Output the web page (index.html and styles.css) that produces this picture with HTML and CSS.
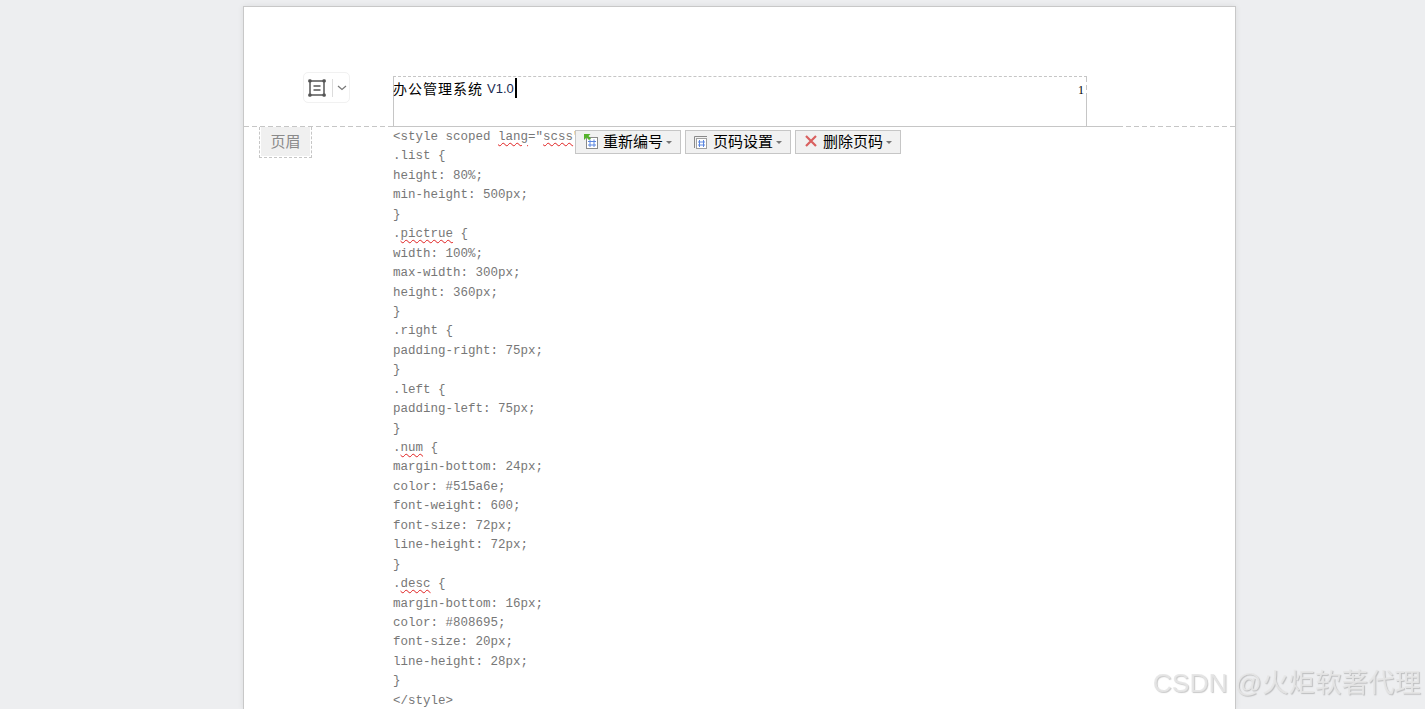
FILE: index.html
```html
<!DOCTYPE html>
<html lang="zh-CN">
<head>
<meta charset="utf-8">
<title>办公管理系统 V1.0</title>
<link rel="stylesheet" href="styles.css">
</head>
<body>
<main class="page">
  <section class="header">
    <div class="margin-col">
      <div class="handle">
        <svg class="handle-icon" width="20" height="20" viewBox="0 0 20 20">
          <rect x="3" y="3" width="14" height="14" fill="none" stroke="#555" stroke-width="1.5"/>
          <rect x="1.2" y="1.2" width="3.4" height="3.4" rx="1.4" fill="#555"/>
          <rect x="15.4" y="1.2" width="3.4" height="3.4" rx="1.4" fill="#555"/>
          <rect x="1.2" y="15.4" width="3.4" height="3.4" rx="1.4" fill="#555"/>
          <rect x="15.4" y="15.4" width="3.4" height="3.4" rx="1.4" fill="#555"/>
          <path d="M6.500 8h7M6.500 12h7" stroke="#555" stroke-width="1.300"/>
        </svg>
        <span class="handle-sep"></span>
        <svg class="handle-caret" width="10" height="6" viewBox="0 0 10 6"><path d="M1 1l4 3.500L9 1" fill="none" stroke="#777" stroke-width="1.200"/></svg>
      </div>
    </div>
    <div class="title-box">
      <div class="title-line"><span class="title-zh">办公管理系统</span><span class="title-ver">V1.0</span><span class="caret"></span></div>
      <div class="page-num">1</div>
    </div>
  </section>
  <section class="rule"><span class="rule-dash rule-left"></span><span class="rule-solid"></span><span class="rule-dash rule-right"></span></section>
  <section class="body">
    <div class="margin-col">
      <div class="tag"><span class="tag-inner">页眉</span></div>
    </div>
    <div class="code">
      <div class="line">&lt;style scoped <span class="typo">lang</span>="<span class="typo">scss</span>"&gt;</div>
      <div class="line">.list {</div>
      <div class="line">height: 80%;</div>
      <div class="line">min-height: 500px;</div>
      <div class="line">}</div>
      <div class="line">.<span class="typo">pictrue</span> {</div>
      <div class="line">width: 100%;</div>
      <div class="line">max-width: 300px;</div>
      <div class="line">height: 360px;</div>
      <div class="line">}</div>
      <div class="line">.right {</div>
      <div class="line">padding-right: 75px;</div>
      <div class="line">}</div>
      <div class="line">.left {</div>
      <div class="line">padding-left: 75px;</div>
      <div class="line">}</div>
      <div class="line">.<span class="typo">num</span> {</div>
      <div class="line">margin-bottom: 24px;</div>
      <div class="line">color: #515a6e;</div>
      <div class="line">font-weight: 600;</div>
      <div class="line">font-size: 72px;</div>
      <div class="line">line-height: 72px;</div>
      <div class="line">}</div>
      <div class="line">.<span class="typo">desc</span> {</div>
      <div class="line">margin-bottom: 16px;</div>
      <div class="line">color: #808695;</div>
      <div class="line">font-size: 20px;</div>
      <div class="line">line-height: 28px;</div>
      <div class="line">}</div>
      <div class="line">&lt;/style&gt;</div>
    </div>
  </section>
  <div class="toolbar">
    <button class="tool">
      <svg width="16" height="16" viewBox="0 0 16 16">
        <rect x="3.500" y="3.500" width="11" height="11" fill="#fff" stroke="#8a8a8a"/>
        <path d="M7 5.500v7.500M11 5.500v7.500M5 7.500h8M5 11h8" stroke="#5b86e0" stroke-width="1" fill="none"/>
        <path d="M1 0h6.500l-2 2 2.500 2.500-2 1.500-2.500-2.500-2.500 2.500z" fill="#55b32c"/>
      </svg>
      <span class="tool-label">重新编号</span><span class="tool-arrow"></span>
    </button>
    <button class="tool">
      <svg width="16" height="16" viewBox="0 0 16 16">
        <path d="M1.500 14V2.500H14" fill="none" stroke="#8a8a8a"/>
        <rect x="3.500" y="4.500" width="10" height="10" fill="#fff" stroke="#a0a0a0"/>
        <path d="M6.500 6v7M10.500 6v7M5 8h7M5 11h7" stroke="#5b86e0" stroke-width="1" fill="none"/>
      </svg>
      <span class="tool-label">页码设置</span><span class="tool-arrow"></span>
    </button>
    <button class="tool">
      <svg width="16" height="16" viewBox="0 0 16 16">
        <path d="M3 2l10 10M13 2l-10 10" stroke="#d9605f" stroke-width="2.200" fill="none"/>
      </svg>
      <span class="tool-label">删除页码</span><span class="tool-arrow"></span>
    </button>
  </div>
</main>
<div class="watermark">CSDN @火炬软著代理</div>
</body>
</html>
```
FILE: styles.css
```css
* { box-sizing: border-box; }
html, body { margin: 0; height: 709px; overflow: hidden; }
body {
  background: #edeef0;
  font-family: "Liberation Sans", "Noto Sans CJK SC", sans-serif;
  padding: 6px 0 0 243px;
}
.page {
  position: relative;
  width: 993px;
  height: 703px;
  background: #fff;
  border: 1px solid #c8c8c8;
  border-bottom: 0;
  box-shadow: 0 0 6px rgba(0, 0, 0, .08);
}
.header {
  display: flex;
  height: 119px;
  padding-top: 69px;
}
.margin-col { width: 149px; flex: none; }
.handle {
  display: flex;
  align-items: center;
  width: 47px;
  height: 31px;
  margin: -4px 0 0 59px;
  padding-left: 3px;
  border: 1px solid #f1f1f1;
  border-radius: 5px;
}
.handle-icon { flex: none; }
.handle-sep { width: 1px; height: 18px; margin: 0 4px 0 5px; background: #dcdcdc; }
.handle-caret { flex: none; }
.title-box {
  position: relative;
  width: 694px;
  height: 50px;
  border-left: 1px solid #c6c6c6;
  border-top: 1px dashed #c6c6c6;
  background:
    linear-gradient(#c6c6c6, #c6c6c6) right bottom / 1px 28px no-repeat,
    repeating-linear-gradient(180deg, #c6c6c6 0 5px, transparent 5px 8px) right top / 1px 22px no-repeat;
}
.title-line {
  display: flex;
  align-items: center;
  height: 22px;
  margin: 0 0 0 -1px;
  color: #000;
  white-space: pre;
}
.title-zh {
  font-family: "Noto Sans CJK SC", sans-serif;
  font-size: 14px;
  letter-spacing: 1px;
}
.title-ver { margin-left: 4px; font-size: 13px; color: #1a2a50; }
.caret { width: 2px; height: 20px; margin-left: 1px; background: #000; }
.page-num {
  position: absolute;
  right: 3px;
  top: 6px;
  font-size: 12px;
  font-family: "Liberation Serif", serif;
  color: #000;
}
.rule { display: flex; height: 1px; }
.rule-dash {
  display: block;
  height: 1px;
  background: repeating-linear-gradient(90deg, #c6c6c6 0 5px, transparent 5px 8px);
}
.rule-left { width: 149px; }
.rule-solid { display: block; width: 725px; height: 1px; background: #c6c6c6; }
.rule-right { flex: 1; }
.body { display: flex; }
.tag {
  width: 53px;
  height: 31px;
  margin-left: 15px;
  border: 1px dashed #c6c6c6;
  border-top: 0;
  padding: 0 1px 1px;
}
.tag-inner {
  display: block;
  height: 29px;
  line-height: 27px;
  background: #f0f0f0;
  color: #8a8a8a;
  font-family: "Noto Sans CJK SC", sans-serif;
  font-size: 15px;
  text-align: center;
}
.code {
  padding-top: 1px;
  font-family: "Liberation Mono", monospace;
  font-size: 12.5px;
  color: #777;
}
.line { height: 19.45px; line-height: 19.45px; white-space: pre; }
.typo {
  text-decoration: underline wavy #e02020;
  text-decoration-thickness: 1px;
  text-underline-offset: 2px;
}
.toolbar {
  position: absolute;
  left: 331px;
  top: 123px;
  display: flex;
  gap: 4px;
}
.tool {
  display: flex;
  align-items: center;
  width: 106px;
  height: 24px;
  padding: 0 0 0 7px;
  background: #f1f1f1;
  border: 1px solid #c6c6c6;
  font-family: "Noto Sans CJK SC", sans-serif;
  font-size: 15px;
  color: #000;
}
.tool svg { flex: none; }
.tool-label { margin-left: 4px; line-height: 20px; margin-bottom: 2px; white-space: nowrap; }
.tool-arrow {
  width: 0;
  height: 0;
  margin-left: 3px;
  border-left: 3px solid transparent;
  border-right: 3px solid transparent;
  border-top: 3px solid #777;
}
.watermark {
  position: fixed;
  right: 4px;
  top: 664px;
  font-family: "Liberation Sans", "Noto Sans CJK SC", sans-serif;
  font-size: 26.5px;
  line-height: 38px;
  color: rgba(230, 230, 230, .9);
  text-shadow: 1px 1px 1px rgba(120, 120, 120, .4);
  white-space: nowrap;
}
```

- - - -

> _Task_
Tally how many lines in the material above hold the word "index". Write only that number.

> _Result of the task_
2